The UK Nighttime Economy Has Lost Nearly 400,000 Jobs Amid the Pandemic — Including 86,000 Positions In the Cultural Nighttime Sector

An aerial shot of London, England, which has seen its nighttime live entertainment space part with a substantial number of jobs since 2020’s start, according to a study from the Night Time Industries Association. Photo Credit: Benjamin Davies

A newly released study is shedding light upon the “devastating impact” that COVID-19 lockdown measures have had on the UK’s nighttime sector, which lost an estimated 393,000 jobs between March of 2020 and June of 2021 – including 86,000 positions specifically in the nighttime “cultural economy.”

The Night Time Industries Association (NTIA) disclosed these and other discouraging figures in a just-published analysis entitled “A Study of the Night Time Economy.” NTIA higher-ups commissioned the report “to fully understand, for the first time, the economic contribution and significance of the night time cultural economy” within the broader UK economy, according to the roughly 40-page-long document.

NTIA CEO Michael Kill acknowledged at the study’s outset that the “past year has been incredibly tough for the vast majority of night time economy businesses,” with the entire UK economy having parted with some two percent of its jobs from Q1 2020 to Q2 2021 – compared to 20 percent of positions in the “food and accommodation” sectors.

It bears noting here that the term “nighttime cultural economy” (NTCE) as used in the multifaceted report refers to elements of the nighttime economy “that are driven by cultural and leisure activities,” such as concerts and other live entertainment happenings. The NTCE also has “less dependence upon retailing food and drink than the wider OHLE” (out of home leisure economy), whereas the nighttime economy itself encompasses “sub-sectors within the OHLE that primarily serve the evening or night time consumer – i.e., 6pm to 6am.”

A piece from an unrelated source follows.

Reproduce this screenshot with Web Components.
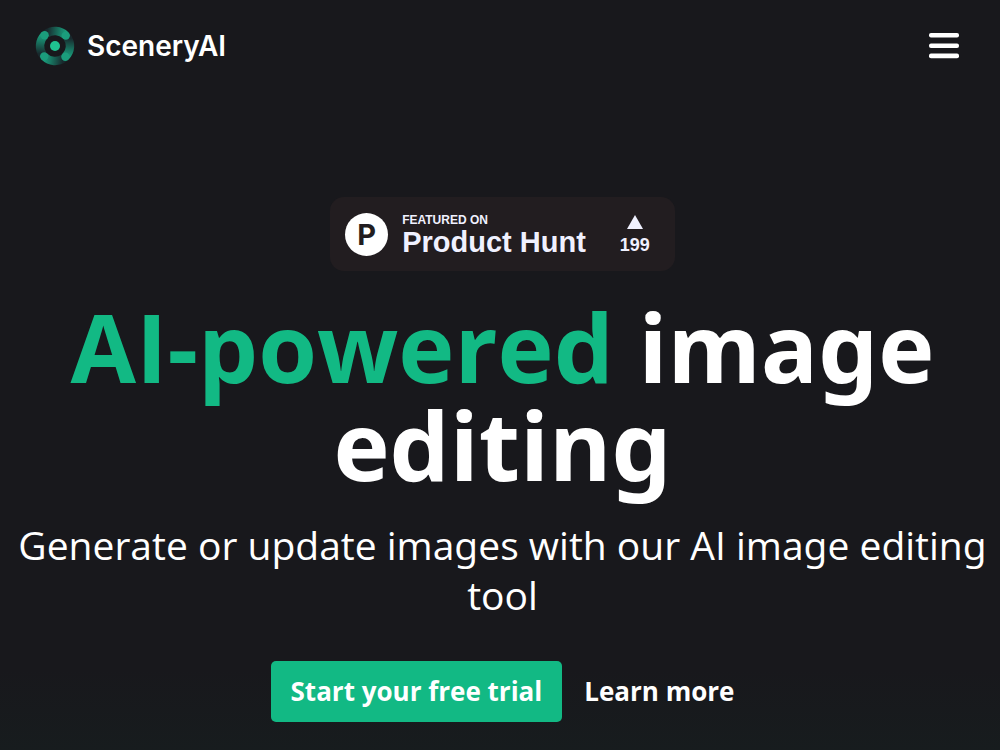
<!DOCTYPE html>
<html lang="en">
<head>
<meta charset="utf-8">
<meta name="viewport" content="width=device-width, initial-scale=1">
<title>SceneryAI</title>
<style>
  body { margin: 0; background: #18181c; color: #fff; font-family: "Open Sans", "Noto Sans", sans-serif; font-feature-settings: "ss02"; }
</style>
</head>
<body>
<scenery-page>
  <scenery-header slot="header"></scenery-header>
  <scenery-hero>
    <hunt-badge slot="badge" votes="199"></hunt-badge>
    <span slot="accent">AI-powered</span>
    <span slot="subject">image</span>
    <span slot="activity">editing</span>
    <span slot="lead">Generate or update images with our AI image editing tool</span>
    <action-link slot="actions" href="#trial" primary>Start your free trial</action-link>
    <action-link slot="actions" href="#features">Learn more</action-link>
  </scenery-hero>
</scenery-page>
<script>
const define = (name, html, setup) => customElements.define(name, class extends HTMLElement {
  constructor() {
    super();
    const t = document.createElement('template');
    t.innerHTML = html;
    this.attachShadow({ mode: 'open' }).append(t.content.cloneNode(true));
  }
  connectedCallback() { if (setup) setup(this, this.shadowRoot); }
});

define('scenery-logo', `
<style>
  :host { display: block; }
  a { display: flex; align-items: center; gap: 12px; color: #fff; text-decoration: none;
      font: 600 28px/40px Inter, sans-serif; font-feature-settings: normal; }
  svg { display: block; }
</style>
<a href="#home">
  <svg width="40" height="40" viewBox="0 0 40 40" fill="none" aria-hidden="true">
    <defs>
      <linearGradient id="fade" gradientUnits="userSpaceOnUse" x1="9" y1="9" x2="7" y2="28">
        <stop offset="0" stop-color="#1b9d7c"/><stop offset=".35" stop-color="#187a64"/><stop offset="1" stop-color="#18292d"/>
      </linearGradient>
      <path id="tail" d="M9.4 9.4A15 15 0 0 0 8 29" stroke="url(#fade)" stroke-width="8.4"/>
      <circle id="head" cx="9.6" cy="9.2" r="4.2" fill="#1b9d7c"/>
    </defs>
    <use href="#tail"/>
    <use href="#tail" transform="rotate(90 20 20)"/>
    <use href="#tail" transform="rotate(180 20 20)"/>
    <use href="#tail" transform="rotate(270 20 20)"/>
    <use href="#head"/>
    <use href="#head" transform="rotate(90 20 20)"/>
    <use href="#head" transform="rotate(180 20 20)"/>
    <use href="#head" transform="rotate(270 20 20)"/>
    <circle cx="20" cy="20" r="5" fill="#1fc290"/>
  </svg>
  <span>SceneryAI</span>
</a>`);

define('scenery-header', `
<style>
  :host { display: block; }
  header { display: flex; align-items: center; justify-content: space-between; padding: 26px 40px 25px 35px; }
  button { display: block; padding: 0; border: 0; background: none; color: #fff; cursor: pointer; }
  svg { display: block; }
</style>
<header>
  <scenery-logo></scenery-logo>
  <button type="button" aria-label="Open menu">
    <svg width="32" height="28" viewBox="0 0 32 28" fill="currentColor" aria-hidden="true">
      <rect x="1" y="1" width="30" height="4.6" rx="2"/><rect x="1" y="11.4" width="30" height="4.6" rx="2"/><rect x="1" y="21.6" width="30" height="4.6" rx="2"/>
    </svg>
  </button>
</header>`);

define('hunt-badge', `
<style>
  :host { display: inline-block; }
  a { display: flex; align-items: center; box-sizing: border-box; height: 74px; padding: 0 25px 0 15px;
      border-radius: 14px; background: #221d20; color: #f0f1ff; text-decoration: none; text-align: left;
      font: 700 12px/14px "Liberation Sans", Arial, sans-serif; }
  .mark { width: 43px; height: 43px; border-radius: 50%; background: #fff; color: #221d20;
      font: 700 29px/43px Inter, sans-serif; text-align: center; }
  .copy { display: flex; flex-direction: column; margin-left: 14px; padding-top: 2px; }
  .name { font-size: 29px; line-height: 30px; }
  .votes { display: flex; flex-direction: column; align-items: center; gap: 6px; margin-left: 34px; padding-top: 2px; font-size: 18px; line-height: 20px; }
  svg { display: block; }
</style>
<a href="#product-hunt">
  <span class="mark">P</span>
  <span class="copy"><span>FEATURED ON</span><span class="name">Product Hunt</span></span>
  <span class="votes">
    <svg width="16" height="14" viewBox="0 0 16 14" fill="currentColor" aria-hidden="true"><path d="M8 0l8 14H0z"/></svg>
    <span id="count"></span>
  </span>
</a>`, (el, root) => { root.getElementById('count').textContent = el.getAttribute('votes'); });

define('action-link', `
<style>
  :host { display: block; }
  a { display: block; border-radius: 5px; color: #fff; text-decoration: none; white-space: nowrap;
      font-weight: 700; font-size: 26px; line-height: 61px; }
  :host([primary]) a { padding: 0 20px; background: #12b984; }
</style>
<a><slot></slot></a>`, (el, root) => { root.querySelector('a').href = el.getAttribute('href'); });

define('scenery-hero', `
<style>
  :host { display: block; }
  section { padding: 106px 0 28px 5px; text-align: center; }
  h1 { margin: 26px 0 0; font-size: 95px; line-height: 98px; font-weight: 700; }
  .accent { color: #12b984; }
  p { margin: 27px 0 0; font-size: 39px; line-height: 50px; }
  .actions { display: flex; justify-content: center; gap: 22px; margin-top: 41px; }
  slot[name=badge] { display: block; }
</style>
<section>
  <slot name="badge"></slot>
  <h1><span class="accent"><slot name="accent"></slot></span> <slot name="subject"></slot> <slot name="activity"></slot></h1>
  <p><slot name="lead"></slot></p>
  <div class="actions"><slot name="actions"></slot></div>
</section>`);

define('scenery-page', `
<style>
  :host { display: block; min-height: 100vh; background: linear-gradient(to top, #171c1e, #18181c 80px); }
</style>
<slot name="header"></slot>
<main><slot></slot></main>`);
</script>
</body>
</html>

The nighttime cultural economy accounted for 1.64 percent of the UK’s GDP in 2019 (£36.4 billion, or $49.53 billion at the present exchange rate), according to the analysis, against 5.1 percent for the overarching nighttime economy and 7.7 percent for the OHLE. Additionally, the nighttime cultural economy supported some 425,000 jobs and 38,000 businesses in the UK as of 2018, per the NTIA.

However, “the NTCE has lost proportionally more than other sectors” in the out of home leisure economy, the text proceeds, including an estimated total of almost £37 billion in “lost trade” across March of 2020 and June of 2021.

The entirety of the out of home leisure economy’s losses came in at an estimated £136 billion ($184.87 billion) during the same stretch, the report shows. And as initially mentioned, the UK’s OHLE has lost some 589,000 jobs amid the pandemic, compared to 393,000 for the nighttime economy and 86,000 for the nighttime cultural economy.

These latter stats are particularly significant because “historic trends” – that is, recent years’ growth patterns – suggested before COVID-19’s arrival that 2020 to 2024 would see the UK’s total OHLE jobs increase from 2.92 million to 3.26 million, per the NTIA. The NTCE, on the other hand, was expected to add 40,000 positions, for a total of 465,000 jobs.

Notwithstanding the ongoing rollback of lockdown orders, the gradual return of non-socially distanced live entertainment, and commercial growth in certain segments of the music industry, the NTIA’s report appears to reflect the substantial amount of lost ground that the crowd-based leisure space must make up in the coming months and years. And while the analysis only covers the UK economy, once again, lockdown measures have presumably had a similarly devastating impact on the nighttime (and daytime) live entertainment spheres in a large number of countries around the world.